Auch für den Bereich der Pharmakotherapie existieren bereits seit längerer Zeit Hinweise darauf, dass suchtmedizinische, rückfallprophylaktische Therapien auch bei Adipositas Wirksamkeit zeigen – und umgekehrt. Dies kann nicht nur als weiterer Beleg für die gemeinsamen und in beide Störungsbilder involvierten neurobiologischen Funktionssysteme gewertet werden, es eröffnet auch Perspektiven für eine raschere Übertragung und Prüfung der in der Suchtforschung erfolgreich untersuchten Pharmaka.

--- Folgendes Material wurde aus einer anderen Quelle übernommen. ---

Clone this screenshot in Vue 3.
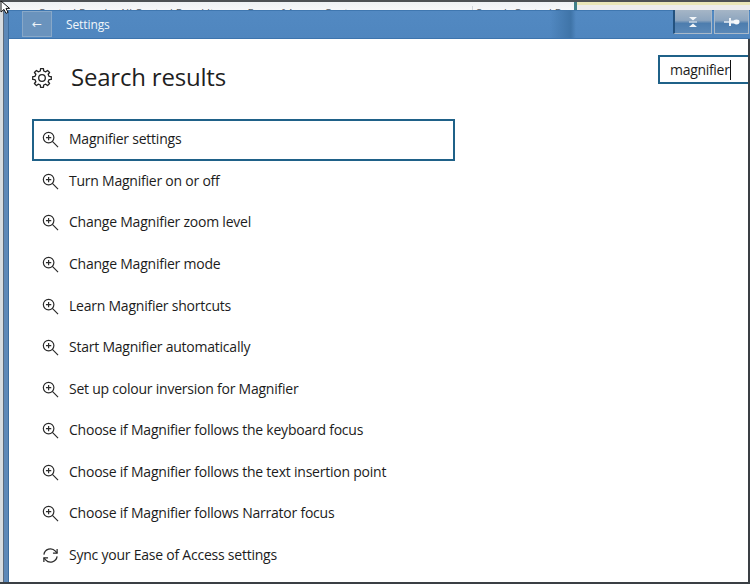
<script setup>
const rows = [
  'Magnifier settings',
  'Turn Magnifier on or off',
  'Change Magnifier zoom level',
  'Change Magnifier mode',
  'Learn Magnifier shortcuts',
  'Start Magnifier automatically',
  'Set up colour inversion for Magnifier',
  'Choose if Magnifier follows the keyboard focus',
  'Choose if Magnifier follows the text insertion point',
  'Choose if Magnifier follows Narrator focus',
]

function gearPath(cx, cy, teeth, rOut, rIn) {
  const pts = []
  const step = (Math.PI * 2) / teeth
  for (let i = 0; i < teeth; i++) {
    const a = i * step - Math.PI / 2
    const w = step * 0.2
    const w2 = step * 0.3
    pts.push([a - w2, rIn], [a - w, rOut], [a + w, rOut], [a + w2, rIn])
  }
  return (
    pts
      .map(([a, r], i) => `${i ? 'L' : 'M'}${(cx + r * Math.cos(a)).toFixed(2)} ${(cy + r * Math.sin(a)).toFixed(2)}`)
      .join(' ') + ' Z'
  )
}
const gear = gearPath(10, 10, 8, 9.4, 7.2)
</script>

<template>
  <div class="screen">
    <div class="behind">
      <span class="crumb">Control Panel &gt; All Control Panel Items &gt; Ease of Access Center</span>
      <span class="behind-search">Search Control Panel</span>
      <span class="divider"></span>
      <span class="note"></span>
    </div>
    <div class="window">
      <div class="edge"></div>
      <div class="frame">
        <header class="titlebar">
          <button class="back">←</button>
          <span class="title">Settings</span>
          <div class="shade"></div>
          <div class="tool-btn first">
            <svg width="14" height="14" viewBox="0 0 14 14">
              <path d="M3 2h8L7 5.5z M3 12h8L7 8.5z" fill="#f2f5f8" />
              <path d="M3 7h8" stroke="#f2f5f8" stroke-width="1" />
            </svg>
          </div>
          <div class="tool-btn">
            <svg width="18" height="12" viewBox="0 0 18 12">
              <path d="M1 6h5" stroke="#eef2f6" stroke-width="1.4" />
              <path d="M6 2h2v8H6z" fill="#eef2f6" />
              <path d="M8 4.5h3v3H8z" fill="#eef2f6" />
              <ellipse cx="13.5" cy="6" rx="3" ry="2.4" fill="#f6f8fa" />
            </svg>
          </div>
        </header>
        <main class="content">
          <div class="head">
            <svg class="gear" width="20" height="20" viewBox="0 0 20 20" fill="none" stroke="#222" stroke-width="1.3">
              <path :d="gear" stroke-linejoin="round" />
              <circle cx="10" cy="10" r="3.3" />
            </svg>
            <h1>Search results</h1>
            <div class="search">magnifier<i class="caret"></i></div>
          </div>
          <ul class="list">
            <li v-for="(r, i) in rows" :key="r" class="row" :class="{ focus: i === 0 }">
              <svg class="ico" width="17" height="17" viewBox="0 0 18 18" fill="none" stroke="#2a2a2a" stroke-width="1.25">
                <circle cx="7" cy="7" r="5.6" />
                <path d="M7 4.2v5.6M4.2 7h5.6M11 11l6 6" />
              </svg>
              <span class="label">{{ r }}</span>
            </li>
            <li class="row">
              <svg class="ico" width="17" height="17" viewBox="0 0 18 18" fill="none" stroke="#2a2a2a" stroke-width="1.3">
                <path d="M2 8a7 7 0 0 1 12.2-3.6L16 6.5" />
                <path d="M16 2v4.6h-4.4" />
                <path d="M16 10a7 7 0 0 1-12.2 3.6L2 11.5" />
                <path d="M2 16v-4.6h4.4" />
              </svg>
              <span class="label">Sync your Ease of Access settings</span>
            </li>
          </ul>
        </main>
      </div>
    </div>
    <svg class="cursor" width="10" height="14" viewBox="0 0 10 14">
      <path d="M1 0v11l3-2.6 2 4 2-1-2-4h3.6z" fill="#fff" stroke="#111" stroke-width="1" />
    </svg>
  </div>
</template>

<style scoped>
.screen {
  position: relative;
  width: 750px;
  height: 584px;
  overflow: hidden;
  display: flex;
  flex-direction: column;
  background: #fff;
  font-family: "Open Sans", "Noto Sans", sans-serif;
  color: #1c1c1c;
}
.behind {
  height: 10px;
  flex: none;
  display: flex;
  align-items: flex-start;
  overflow: hidden;
  background: linear-gradient(#eef1f4, #f6f7f9);
  border-top: 2px solid #4c5054;
  box-sizing: border-box;
  padding-left: 38px;
  font-size: 11px;
  line-height: 14px;
  color: #5a5f66;
}
.crumb {
  width: 434px;
  height: 4px;
  overflow: hidden;
  white-space: nowrap;
  margin-top: 4px;
}
.behind-search {
  width: 98px;
  height: 4px;
  margin-top: 4px;
  white-space: nowrap;
  overflow: hidden;
  border-left: 1px solid #cfd4d9;
  padding-left: 3px;
}
.divider {
  width: 3px;
  height: 8px;
  background: #3f7f88;
  flex: none;
}
.note {
  flex: 1;
  height: 8px;
  background: linear-gradient(#e9e6b8 0 3px, #ececec 3px);
}
.window {
  flex: 1;
  display: flex;
  min-height: 0;
  border-bottom: 2px solid #3a3f44;
}
.edge {
  width: 9px;
  flex: none;
  background: linear-gradient(90deg, #d8dce0 0 3px, #5b6a7c 3px 4px, #5d88b8 4px 8px, #3d6d9f 8px 9px);
}
.frame {
  flex: 1;
  display: flex;
  flex-direction: column;
  min-width: 0;
}
.titlebar {
  position: relative;
  height: 29px;
  flex: none;
  display: flex;
  align-items: flex-start;
  background: linear-gradient(#3f77b0 0 1px, #5289c2 1px, #4f86bf);
  border-bottom: 1px solid #3d74ad;
  box-sizing: border-box;
  color: #f2f6fa;
}
.back {
  width: 30px;
  height: 26px;
  margin: 1px 0 0 13px;
  padding: 0;
  background: #6a93bd;
  border: 1px solid #88a8c8;
  color: #eef3f8;
  font-family: "DejaVu Sans", sans-serif;
  font-size: 12px;
  line-height: 22px;
}
.title {
  margin: 6px 0 0 14px;
  font-size: 12px;
  line-height: 17px;
  letter-spacing: -0.1px;
  width: 484px;
  flex: none;
}
.shade {
  width: 26px;
  height: 28px;
  flex: none;
  background: linear-gradient(90deg, rgba(63, 116, 168, 0), #3f74a8 80%, rgba(63, 116, 168, 0));
  margin-right: 97px;
}
.tool-btn {
  width: 35px;
  height: 24px;
  flex: none;
  margin-left: 2px;
  display: flex;
  align-items: center;
  justify-content: center;
  background: linear-gradient(#a5b5c6, #8ea6bf 45%, #4d7dae 58%, #5a88b7);
  border: 1px solid #a9b9c9;
  border-top: none;
  box-sizing: border-box;
}
.tool-btn.first {
  width: 39px;
  margin-left: 0;
  border-left: 2px solid #23527f;
}
.content {
  flex: 1;
  min-height: 0;
  border-right: 2px solid #3a3f44;
  background: #fff;
  padding-left: 23px;
}
.head {
  display: flex;
  align-items: flex-start;
  height: 80px;
}
.gear {
  margin: 29px 0 0 0;
  flex: none;
}
h1 {
  margin: 20px 0 0 19px;
  width: 587px;
  flex: none;
  font-size: 24px;
  font-weight: 400;
  line-height: 36px;
  letter-spacing: -0.2px;
  color: #1f1f1f;
}
.search {
  margin-top: 16px;
  flex: 1;
  height: 29px;
  box-sizing: border-box;
  border: 2px solid #1f6188;
  border-right: none;
  padding-left: 10px;
  font-size: 14px;
  letter-spacing: -0.3px;
  line-height: 26px;
  white-space: nowrap;
  display: flex;
}
.caret {
  width: 1px;
  height: 20px;
  margin-top: 3px;
  background: #111;
}
.list {
  list-style: none;
  margin: 0;
  padding: 0;
  width: 423px;
}
.row {
  height: 41.58px;
  display: flex;
  align-items: center;
  box-sizing: border-box;
  padding-left: 10px;
  font-size: 14px;
  letter-spacing: -0.23px;
  white-space: nowrap;
}
.label {
  margin-top: -2px;
}
.row.focus {
  box-shadow: inset 0 0 0 2px #1f6188;
}
.ico {
  flex: none;
  margin-right: 10px;
}
.cursor {
  position: absolute;
  left: 0;
  top: 1px;
}
</style>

Beispielhafte Substanzen für eine Kreuzwirksamkeit bei beiden Störungsbildern sind z. B. Cannabinoidantagonisten (das inzwischen vom Markt genommene Rimonabant: [49, 55], bestimmte Antikonvulsiva [Topiramat: [21, 41]] und Opiatantagonisten [Naltrexon: [36, 39]]). Gemeinsam ist diesen Substanzen ein modulatorischer Effekt auf das dopaminerge mesolimbische System. Es erscheint sinnvoll, neue in der Suchtforschung erfolgreich getestete Pharmaka mit verwandter Pharmakodynamik, die ebenfalls modulatorische Effekte im mesolimbischen System zeigen und abstinenzerhaltende oder konsummengenreduzierend wirksam sind, wie z. B. Dopamin-D3-Antagonisten oder Corticotropin-releasing-Hormon (CRH-1)-Antagonisten [48], in der Adipositasbehandlung zu prüfen.

Fazit für die Praxis

Vorliegende Befunde zu phänomenologischen und neurobiologischen Gemeinsamkeiten von Adipositas und Suchterkrankungen unterstreichen die Sinnhaftigkeit einer näheren Betrachtung des adipositasassoziierten Essverhaltens aus einem suchtmedizinischen Blickwinkel. Im Spiegel einer seit Jahrzehnten ansteigenden Inzidenz der Adipositas und der damit verbundenen Begleiterkrankungen sowie einer Vervielfachung der entsprechenden Behandlungskosten sollten Erkenntnisse und evidenzbasierte Interventionen der Suchttherapie zumindest im Sinne einer Hypothesenüberprüfung auf dieses bisher vor allem internistisch betrachtete und behandelte Krankheitsbild Anwendung finden. Die Prüfung psychotherapeutischer und pharmakotherapeutischer Interventionen, die primär implizite motivationale Prozesse beeinflussen, kann hierfür ein erster Schritt sein. Die grundlegende Relevanz, die die überlappenden Befunde zu genetischer Vulnerabilität, neurobiologischen Regelkreisläufen und therapeutischen Wirkansätzen beider bisher als eigenständige Entitäten betrachteten Syndrome für das psychiatrische Fachgebiet haben können, spiegelt sich in der aktuell geführten Diskussion wider, die Adipositas als Erkrankung im Psychiatrischen Kapitel der 5. Revision des DSM zu berücksichtigen [8, 58]. Der vorliegende Beitrag soll auch in Deutschland die Diskussion zu diesem Thema anregen.